LA FUGA DEI MIGLIORI TRA I NOSTRI GIOVANI, CHE VANNO A LAVORARE ALL’ESTERO, NON È COMPENSATA DA UN AFFLUSSO PARAGONABILE DI CERVELLI STRANIERI
Intervista a cura di Riccardo Bianchi, per il Venerdì di Repubblica, 22 giugno 2012
Perché l’Italia attira le “braccia” ma non i cervelli stranieri?
Perché, per un verso, le nuove generazioni degli italiani tendono a disertare i lavori che richiedono attività manuale, anche per grave difetto di informazione su quello che il mercato del lavoro offre loro. Per altro verso il nostro mercato del lavoro, tipicamente gerontocratico (si entra per anzianità o per graduatoria, non per merito effettivo), è molto più vischioso di quanto lo siano quelli degli altri Paesi maggiori, soprattutto oltre Manica e oltre Atlantico, dove oltretutto le strutture pubbliche e private sanno individuare e valorizzare meglio le alte capacità professionali. Così i nostri giovani più bravi hanno più facilità a trovare lavoro in quei Paesi che da noi e ne traggono maggiore soddisfazione economica.
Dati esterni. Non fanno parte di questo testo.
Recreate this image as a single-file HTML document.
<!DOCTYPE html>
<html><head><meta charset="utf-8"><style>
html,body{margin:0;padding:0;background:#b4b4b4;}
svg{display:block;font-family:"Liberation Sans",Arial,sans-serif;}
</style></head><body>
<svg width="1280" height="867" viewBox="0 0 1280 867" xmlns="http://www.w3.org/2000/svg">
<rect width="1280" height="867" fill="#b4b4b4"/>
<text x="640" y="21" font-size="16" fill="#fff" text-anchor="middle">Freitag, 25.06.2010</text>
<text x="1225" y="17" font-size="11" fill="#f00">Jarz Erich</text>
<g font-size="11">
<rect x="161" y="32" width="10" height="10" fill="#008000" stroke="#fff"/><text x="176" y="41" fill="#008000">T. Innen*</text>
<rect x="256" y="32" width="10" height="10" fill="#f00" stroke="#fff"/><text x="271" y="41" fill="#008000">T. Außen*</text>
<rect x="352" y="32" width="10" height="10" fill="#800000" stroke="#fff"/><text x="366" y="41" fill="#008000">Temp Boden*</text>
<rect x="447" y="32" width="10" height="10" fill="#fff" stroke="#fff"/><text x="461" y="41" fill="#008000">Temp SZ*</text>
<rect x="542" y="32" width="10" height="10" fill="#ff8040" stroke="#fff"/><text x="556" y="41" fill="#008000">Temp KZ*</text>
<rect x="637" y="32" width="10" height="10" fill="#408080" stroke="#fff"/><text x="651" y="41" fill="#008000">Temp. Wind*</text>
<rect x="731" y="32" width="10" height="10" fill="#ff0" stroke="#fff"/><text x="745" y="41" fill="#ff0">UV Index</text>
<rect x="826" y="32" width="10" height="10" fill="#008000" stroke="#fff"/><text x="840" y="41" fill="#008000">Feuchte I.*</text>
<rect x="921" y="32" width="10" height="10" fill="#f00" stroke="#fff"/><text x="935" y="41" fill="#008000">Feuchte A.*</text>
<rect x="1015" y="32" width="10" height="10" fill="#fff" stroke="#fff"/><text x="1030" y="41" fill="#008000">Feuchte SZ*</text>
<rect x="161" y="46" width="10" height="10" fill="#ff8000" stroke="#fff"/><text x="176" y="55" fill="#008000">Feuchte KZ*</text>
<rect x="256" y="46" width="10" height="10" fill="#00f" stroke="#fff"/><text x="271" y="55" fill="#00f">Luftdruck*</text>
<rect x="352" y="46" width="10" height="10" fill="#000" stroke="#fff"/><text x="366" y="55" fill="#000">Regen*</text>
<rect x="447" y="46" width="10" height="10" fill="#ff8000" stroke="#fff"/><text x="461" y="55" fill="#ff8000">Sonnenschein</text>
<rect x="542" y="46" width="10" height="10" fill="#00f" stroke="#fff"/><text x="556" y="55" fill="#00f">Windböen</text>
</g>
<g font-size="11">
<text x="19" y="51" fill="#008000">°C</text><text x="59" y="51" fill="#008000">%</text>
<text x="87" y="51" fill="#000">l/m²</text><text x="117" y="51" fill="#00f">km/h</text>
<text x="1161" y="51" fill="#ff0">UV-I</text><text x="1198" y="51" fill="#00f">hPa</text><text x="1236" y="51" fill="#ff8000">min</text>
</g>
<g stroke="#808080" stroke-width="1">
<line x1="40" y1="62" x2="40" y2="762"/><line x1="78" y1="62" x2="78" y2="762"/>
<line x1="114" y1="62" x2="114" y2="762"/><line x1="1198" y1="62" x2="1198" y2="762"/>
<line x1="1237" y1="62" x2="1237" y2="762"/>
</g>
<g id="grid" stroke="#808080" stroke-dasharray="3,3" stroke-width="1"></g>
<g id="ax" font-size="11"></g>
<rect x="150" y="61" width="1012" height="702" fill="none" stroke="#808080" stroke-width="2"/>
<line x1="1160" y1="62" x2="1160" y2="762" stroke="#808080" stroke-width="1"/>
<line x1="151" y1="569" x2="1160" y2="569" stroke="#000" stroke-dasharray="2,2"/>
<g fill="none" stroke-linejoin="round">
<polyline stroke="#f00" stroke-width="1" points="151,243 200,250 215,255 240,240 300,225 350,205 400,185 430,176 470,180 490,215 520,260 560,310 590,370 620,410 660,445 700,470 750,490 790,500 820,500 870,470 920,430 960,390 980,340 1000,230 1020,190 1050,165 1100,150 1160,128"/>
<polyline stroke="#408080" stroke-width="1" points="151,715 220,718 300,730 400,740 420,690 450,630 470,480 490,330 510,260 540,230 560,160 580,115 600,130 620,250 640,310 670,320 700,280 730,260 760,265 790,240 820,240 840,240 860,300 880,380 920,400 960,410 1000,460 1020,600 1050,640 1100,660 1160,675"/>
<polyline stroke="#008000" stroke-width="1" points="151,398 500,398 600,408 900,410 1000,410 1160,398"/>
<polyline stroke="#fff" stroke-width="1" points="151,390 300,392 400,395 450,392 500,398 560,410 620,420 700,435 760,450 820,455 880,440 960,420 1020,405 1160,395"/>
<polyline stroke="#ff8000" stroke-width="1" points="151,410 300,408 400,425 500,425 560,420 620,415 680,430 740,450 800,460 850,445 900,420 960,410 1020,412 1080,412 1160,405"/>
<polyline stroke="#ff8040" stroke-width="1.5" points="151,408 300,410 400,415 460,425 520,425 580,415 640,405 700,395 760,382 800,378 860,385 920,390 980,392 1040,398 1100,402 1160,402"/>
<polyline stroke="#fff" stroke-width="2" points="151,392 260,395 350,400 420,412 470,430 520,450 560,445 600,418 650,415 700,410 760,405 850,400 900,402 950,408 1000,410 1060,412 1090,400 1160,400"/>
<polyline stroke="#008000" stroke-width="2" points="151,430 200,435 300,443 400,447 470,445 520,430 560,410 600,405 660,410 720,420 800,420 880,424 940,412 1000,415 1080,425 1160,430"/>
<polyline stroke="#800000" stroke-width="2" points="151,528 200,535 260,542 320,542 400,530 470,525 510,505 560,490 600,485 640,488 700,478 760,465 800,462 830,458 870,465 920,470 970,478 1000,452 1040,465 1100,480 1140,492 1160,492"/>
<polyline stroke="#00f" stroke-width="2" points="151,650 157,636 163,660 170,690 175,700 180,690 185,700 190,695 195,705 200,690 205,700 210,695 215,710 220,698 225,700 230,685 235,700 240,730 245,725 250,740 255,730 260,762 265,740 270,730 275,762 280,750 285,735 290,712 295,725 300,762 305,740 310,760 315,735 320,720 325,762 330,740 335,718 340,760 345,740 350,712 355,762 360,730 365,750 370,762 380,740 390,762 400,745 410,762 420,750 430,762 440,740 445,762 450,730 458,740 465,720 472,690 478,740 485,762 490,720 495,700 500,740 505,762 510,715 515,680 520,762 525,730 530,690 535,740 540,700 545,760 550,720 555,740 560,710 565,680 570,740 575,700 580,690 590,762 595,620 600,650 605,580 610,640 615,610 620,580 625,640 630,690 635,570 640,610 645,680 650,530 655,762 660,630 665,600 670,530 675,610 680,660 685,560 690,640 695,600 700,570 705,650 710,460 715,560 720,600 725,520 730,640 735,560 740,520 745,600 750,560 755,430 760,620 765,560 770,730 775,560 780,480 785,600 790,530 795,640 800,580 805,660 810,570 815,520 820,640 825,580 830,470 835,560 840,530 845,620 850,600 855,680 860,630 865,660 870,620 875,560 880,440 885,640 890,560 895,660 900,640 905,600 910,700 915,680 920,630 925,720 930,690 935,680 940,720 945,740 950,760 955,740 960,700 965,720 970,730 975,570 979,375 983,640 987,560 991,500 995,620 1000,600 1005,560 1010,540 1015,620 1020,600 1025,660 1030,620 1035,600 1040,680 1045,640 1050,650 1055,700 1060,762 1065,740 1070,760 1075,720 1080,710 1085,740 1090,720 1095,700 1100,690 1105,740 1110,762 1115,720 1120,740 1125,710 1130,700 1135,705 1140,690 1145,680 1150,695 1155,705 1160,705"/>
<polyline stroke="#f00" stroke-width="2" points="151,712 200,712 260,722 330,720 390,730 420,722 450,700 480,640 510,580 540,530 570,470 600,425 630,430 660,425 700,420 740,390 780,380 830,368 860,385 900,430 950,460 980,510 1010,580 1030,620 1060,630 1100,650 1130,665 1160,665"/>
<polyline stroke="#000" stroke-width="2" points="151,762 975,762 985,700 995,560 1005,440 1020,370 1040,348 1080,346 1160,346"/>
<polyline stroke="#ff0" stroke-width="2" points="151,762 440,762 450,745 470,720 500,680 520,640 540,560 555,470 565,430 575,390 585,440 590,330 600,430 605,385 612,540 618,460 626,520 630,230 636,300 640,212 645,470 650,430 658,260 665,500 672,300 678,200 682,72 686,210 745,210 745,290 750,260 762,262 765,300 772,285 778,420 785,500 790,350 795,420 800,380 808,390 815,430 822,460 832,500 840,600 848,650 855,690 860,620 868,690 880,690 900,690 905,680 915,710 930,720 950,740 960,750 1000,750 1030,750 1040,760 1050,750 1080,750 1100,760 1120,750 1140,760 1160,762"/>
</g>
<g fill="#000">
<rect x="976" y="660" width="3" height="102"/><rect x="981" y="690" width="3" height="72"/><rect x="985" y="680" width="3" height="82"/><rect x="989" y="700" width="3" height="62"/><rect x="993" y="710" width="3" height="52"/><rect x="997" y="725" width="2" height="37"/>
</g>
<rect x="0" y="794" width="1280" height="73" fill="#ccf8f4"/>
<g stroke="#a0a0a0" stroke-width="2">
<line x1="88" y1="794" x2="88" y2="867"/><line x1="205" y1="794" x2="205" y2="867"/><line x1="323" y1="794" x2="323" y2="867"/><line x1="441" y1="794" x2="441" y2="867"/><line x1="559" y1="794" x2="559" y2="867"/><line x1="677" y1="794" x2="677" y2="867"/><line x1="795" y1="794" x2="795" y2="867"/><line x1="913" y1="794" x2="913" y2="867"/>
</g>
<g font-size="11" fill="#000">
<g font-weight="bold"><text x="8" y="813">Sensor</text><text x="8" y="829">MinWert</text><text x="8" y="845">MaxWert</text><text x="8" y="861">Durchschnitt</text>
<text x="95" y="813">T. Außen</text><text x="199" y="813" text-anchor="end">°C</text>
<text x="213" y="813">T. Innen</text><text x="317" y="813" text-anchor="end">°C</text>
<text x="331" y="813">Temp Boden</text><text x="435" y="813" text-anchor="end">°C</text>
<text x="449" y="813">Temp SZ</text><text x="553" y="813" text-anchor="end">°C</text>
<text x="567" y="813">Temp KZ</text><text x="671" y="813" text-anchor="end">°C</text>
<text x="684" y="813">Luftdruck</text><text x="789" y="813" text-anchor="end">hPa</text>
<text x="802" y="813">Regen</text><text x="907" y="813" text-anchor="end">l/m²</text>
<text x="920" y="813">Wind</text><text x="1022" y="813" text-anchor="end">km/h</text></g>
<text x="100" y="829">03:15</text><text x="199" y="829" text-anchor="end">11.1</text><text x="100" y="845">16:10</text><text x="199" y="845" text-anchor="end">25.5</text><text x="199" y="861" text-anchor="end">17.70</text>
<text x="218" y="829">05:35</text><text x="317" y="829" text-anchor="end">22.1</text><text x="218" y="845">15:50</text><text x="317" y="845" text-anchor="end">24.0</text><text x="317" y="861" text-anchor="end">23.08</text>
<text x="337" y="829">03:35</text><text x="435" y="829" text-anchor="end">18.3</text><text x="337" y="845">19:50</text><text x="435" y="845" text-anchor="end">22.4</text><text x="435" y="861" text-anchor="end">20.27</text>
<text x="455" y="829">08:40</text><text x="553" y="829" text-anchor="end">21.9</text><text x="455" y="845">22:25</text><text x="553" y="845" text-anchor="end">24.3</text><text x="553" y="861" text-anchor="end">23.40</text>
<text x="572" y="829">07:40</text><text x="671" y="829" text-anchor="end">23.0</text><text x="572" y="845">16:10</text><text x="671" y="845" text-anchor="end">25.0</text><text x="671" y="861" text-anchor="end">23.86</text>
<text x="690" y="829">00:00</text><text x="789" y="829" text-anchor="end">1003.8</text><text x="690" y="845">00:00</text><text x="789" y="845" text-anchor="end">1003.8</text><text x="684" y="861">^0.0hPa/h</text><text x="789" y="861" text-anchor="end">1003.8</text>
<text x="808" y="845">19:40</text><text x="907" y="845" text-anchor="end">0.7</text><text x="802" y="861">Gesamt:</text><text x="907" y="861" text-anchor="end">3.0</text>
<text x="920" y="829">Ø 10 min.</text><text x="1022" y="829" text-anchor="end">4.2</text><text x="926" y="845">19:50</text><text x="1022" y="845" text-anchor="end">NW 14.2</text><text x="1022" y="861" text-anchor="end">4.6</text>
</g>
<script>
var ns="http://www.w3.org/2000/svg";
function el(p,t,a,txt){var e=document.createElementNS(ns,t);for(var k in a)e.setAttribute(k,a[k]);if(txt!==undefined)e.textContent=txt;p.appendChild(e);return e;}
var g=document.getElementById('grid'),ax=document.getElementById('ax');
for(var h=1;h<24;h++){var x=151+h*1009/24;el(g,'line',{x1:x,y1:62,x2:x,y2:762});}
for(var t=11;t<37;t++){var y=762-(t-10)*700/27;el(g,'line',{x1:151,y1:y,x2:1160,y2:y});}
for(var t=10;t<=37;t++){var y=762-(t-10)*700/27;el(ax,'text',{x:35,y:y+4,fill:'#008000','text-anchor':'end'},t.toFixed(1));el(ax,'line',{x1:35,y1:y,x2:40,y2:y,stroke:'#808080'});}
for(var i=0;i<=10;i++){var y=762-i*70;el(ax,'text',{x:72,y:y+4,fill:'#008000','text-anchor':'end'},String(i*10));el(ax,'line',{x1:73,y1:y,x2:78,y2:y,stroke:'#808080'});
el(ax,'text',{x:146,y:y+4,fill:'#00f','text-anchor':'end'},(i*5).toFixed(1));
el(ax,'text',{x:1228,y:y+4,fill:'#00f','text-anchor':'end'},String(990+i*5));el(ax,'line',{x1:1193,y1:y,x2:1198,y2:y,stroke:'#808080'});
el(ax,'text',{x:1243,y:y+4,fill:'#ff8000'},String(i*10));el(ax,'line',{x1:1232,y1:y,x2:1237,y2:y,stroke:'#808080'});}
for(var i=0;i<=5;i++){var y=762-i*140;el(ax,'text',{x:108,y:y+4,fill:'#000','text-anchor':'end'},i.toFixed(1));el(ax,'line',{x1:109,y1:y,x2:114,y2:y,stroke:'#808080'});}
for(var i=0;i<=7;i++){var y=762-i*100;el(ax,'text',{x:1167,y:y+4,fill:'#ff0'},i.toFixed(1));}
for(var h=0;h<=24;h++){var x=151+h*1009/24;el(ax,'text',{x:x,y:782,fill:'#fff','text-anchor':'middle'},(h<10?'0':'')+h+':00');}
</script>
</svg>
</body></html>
Cosa bisognerebbe cambiare per diventare attrattivi anche nei confronti dei professionisti stranieri?
Nell’università, e più in generale nel settore pubblico, occorrerebbe un cambiamento profondo di struttura e di incentivi. Nel settore privato, una maggiore apertura del sistema anche agli investimenti stranieri: per questo aspetto siamo penultimi in Europa, con un gap molto grave che ci separa dai Paesi che occupano una posizione mediana nella graduatoria per attrattività.
Che conseguenze può avere nel lungo periodo sul paese e sulla sua competitività questa situazione?
Una marginalizzazione sempre maggiore dell’Italia rispetto ai grandi flussi di capitali, di piani industriali, di lavoratori della conoscenza, e anche, ovviamente, di beni e servizi.